Auch Oliver Fritsch (Zeit Online) erkannte die „gesegnete Technik“ von Iniesta, die unterstützt von der richtigen Einbindung in eine Mannschaft zwangsläufig zum Erfolg führe: „Südafrika war nicht die WM der Stars, Cristiano Ronaldo flog früh nach Hause, Lionel Messi und Wayne Ronney schossen kein Tor. Und doch kommt der Fußball ohne Individualisten nicht aus. Sie müssen nur von der Mannschaft richtig eingebunden werden, so wie Spaniens Magister Xavi und Andres Iniesta. Iniesta kann seine Stärken in fast allen Zonen des Spielfelds einbringen, gestern sogar als Torschütze. Iniestas große Qualität ist, dass er seine Pässe und Dribblings immer verschlüsselt. In einer Szene gestern wurde er von drei Holländern aus drei Himmelsrichtungen angegriffen, rasch fand er den freien Weg. Das kann natürlich nur gelingen, wenn seine Mitspieler stets alle Passoptionen aufrechterhalten. Das kann natürlich aber auch nur gelingen, wenn man technisch so gesegnet ist wie Iniesta, der zudem offenbar über ein Radarsystem verfügt.“

Geholze statt Spielkunst

Roland Zorn (FAZ) war über die Brutalität der Holländer im Finale entsetzt: „84.000 Zuschauer im Johannesburger Soccer City Stadium sahen einen langwierigen Härtefall unter Europäern, der in 13 Verwarnungen und einer Gelb-Roten Karte für den Holländer Heitinga kulminierte. Fußball gespielt wurde dafür nur selten.

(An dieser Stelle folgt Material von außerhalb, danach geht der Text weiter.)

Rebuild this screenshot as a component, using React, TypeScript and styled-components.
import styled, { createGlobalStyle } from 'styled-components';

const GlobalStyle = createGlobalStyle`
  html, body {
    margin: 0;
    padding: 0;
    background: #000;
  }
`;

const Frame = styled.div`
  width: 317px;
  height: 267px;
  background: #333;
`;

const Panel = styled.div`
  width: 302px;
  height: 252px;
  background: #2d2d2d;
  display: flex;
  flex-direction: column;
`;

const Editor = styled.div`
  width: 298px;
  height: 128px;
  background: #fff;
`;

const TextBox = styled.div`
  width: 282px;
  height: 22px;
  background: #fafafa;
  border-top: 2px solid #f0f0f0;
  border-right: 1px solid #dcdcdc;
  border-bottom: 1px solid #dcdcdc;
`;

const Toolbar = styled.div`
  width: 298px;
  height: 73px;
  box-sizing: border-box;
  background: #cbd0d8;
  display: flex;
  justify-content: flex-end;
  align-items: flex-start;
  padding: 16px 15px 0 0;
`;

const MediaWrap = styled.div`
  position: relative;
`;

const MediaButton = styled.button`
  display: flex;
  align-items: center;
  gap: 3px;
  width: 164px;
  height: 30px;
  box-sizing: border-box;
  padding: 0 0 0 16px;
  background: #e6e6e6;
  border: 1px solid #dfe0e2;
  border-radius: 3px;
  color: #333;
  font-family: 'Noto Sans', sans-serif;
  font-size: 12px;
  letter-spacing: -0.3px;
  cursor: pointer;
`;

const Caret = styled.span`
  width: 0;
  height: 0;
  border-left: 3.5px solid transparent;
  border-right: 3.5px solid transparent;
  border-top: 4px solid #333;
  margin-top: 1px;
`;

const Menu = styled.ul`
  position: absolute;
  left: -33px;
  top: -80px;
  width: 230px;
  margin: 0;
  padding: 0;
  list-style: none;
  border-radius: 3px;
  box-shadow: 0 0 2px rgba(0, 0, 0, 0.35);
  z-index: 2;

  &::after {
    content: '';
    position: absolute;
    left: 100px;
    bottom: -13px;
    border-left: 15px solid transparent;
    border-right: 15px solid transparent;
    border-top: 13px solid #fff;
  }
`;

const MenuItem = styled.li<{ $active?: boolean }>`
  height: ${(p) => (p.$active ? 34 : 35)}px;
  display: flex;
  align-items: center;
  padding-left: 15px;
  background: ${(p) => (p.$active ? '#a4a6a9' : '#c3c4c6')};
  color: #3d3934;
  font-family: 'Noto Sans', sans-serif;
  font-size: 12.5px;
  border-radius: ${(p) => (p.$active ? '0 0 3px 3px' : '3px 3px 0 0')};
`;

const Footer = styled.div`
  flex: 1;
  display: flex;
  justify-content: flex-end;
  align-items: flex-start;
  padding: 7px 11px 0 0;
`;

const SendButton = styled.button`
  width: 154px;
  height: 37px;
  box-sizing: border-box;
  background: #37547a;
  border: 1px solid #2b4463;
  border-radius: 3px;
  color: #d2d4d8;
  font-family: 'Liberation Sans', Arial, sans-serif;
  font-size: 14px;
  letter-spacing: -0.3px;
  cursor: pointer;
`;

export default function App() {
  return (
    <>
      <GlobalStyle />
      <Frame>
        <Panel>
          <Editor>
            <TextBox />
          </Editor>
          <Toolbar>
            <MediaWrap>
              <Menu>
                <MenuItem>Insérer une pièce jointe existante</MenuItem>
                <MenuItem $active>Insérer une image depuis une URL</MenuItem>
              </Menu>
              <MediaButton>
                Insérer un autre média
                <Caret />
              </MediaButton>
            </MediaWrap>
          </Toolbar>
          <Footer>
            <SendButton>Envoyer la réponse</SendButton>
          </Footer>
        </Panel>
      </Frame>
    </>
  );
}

Beiden Teams war die Anspannung anzumerken, erstmals den Gipfel der Fußballwelt besteigen zu können. Sie löste sich bei den Spaniern erst so richtig, als der vor Glück weinende Kapitän Iker Casillas den WM-Pokal gegen 23.15 Uhr in den Nachthimmel von Johannesburg streckte.“

Nach Auffassung von Gabriele Marcotti (Wall Street Journal) habe mit Spanien das talentierteste Team diese WM für sich entscheiden können. Verantwortlich für die Härte und die Zerfahrenheit des Spiels seien aber nicht nur die Spieler gewesen: „Kein Videobeweis oder ähnliches hätte die Leistung von Referee Howard Webb an diesem Abend verbessert. Er machte eher Fehler im traditionellen Sinne. Die Entscheidungen, die er traf, inszenierten letztendlich ein Finale, welches außer Kontrolle geriet. Wahrscheinlich wäre alles etwas anders gelaufen, hätte Mr. Webb statt einiger fragwürdiger gelber Karten in der Anfangsphase gleich zu Rot gegriffen.“

José Sámano (El País) ist davon überzeugt, dass dieser Titel einen Schub für das ganze Land auslöst, „nach einem emotionalen und aufregenden Spiel gegen ein grobes und unglückliches Holland, das jenes kunstfertige Spiel unterband, das die spanische Elf auszeichnet. Dennoch musste es sich einem Gegner geschlagen geben, der so beschlagen ist in der Kunst der Improvisation, so berauschend, doch auch so bedächtig. Holland, das zum dritten Mal in einem Finale scheiterte, verlangte der spanischen Mannschaft alles ab, aber diese meisterte jede einzelne Aufgabe. Dies hat sie während der ganzen WM getan. In Wien wurden die Grundlagen gelegt, in Südafrika darauf aufgebaut, und der Grad der Wettbewerbsfähigkeit ist überwältigend.“

Aus dem Spanischen übersetzt von Christian Schwöbel.